Na América do Sul apenas encontramos o Peru, na Europa, a Noruega e na Ásia, o Azerbaijão, Mongólia, Timor-Leste e Quirguistão.
No já referido encontro de há duas semanas, a embaixadora da Noruega, Westberg Tove Bruvik, disse que Moçambique se encontra numa encruzilhada, tendo em conta diversos recursos minerais e de hidrocarbonetos, com a possibilidade de encontrar o caminho certo para o seu futuro.
Aquela diplomata disse, no entanto, que os riscos associados aos ricos recursos naturais, por vezes, parecem superar os benefícios, o que para muitos países têm sido uma maldição, do que um benefício.
“As empresas são internacionais e usam isso a seu favor - questões de fuga de capitais e preços de transferência têm-se tornado do conhecimento quase comum no debate público nos países ricos em recursos naturais”, alertou Westberg Bruvik.
Ao apadrinhar a deslocação à plataforma da Eni East Africa, o Ministério dos Recursos Minerais terá feito entender que pretende partilhar com a sociedade os últimos desenvolvimentos na área de pesquisa e prospecção de hidrocarbonetos, tendo feito deslocar seus quadros ligados à matéria de comunicação social e um dos administradores do Instituto Nacional de Hidrocarbonetos.

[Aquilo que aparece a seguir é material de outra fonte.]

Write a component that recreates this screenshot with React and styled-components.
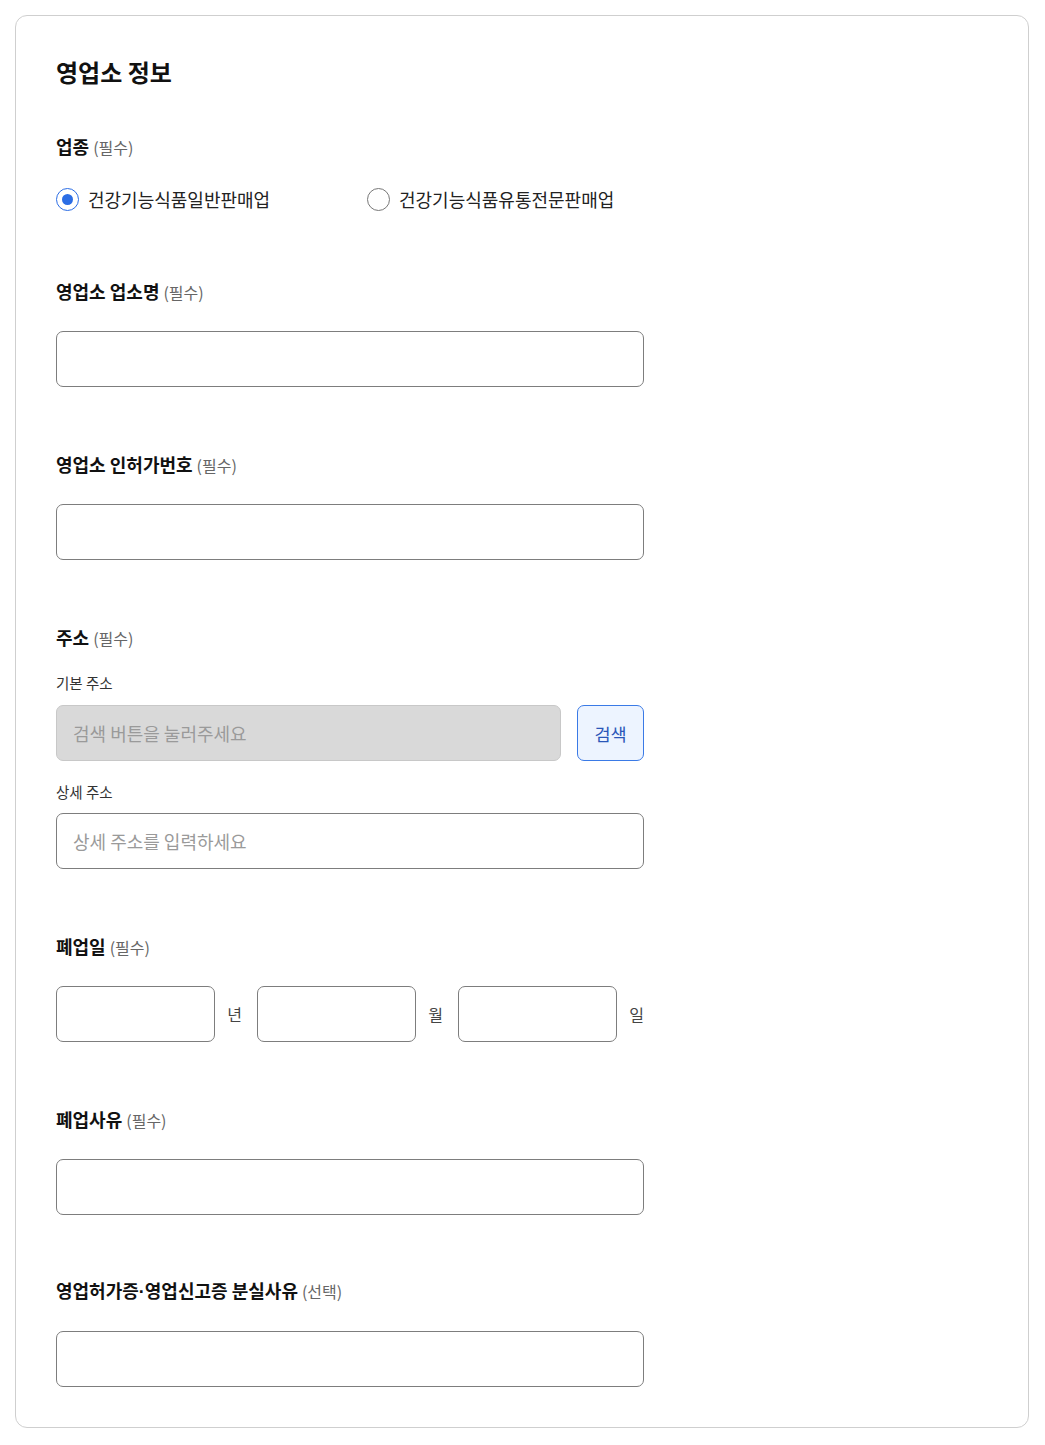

Ao lado da nossa perplexidade em relação a todo o aparato tecnológico que nos foi dado a ver no “SAIPEM 10.000”, valendo-nos das revelações sobre as sucessivas vitórias que as empresas de pesquisa e prospecção cantam na Bacia do Rovuma e tendo em conta certa inquietação generalizada, perguntamos se a mesma tecnologia que prospecta e pesquisa não poderia explorar.
A pergunta tinha o fundamento no facto de já haver rumores que apontam a probabilidade de estar a ser explorado o gás natural encontrado, ao que Ricardo Boeno disse estar fora de hipótese. “Para além do muito que pode tornar impossível, há o facto de que nem sequer teríamos aonde armazenar”, concluiu Boeno.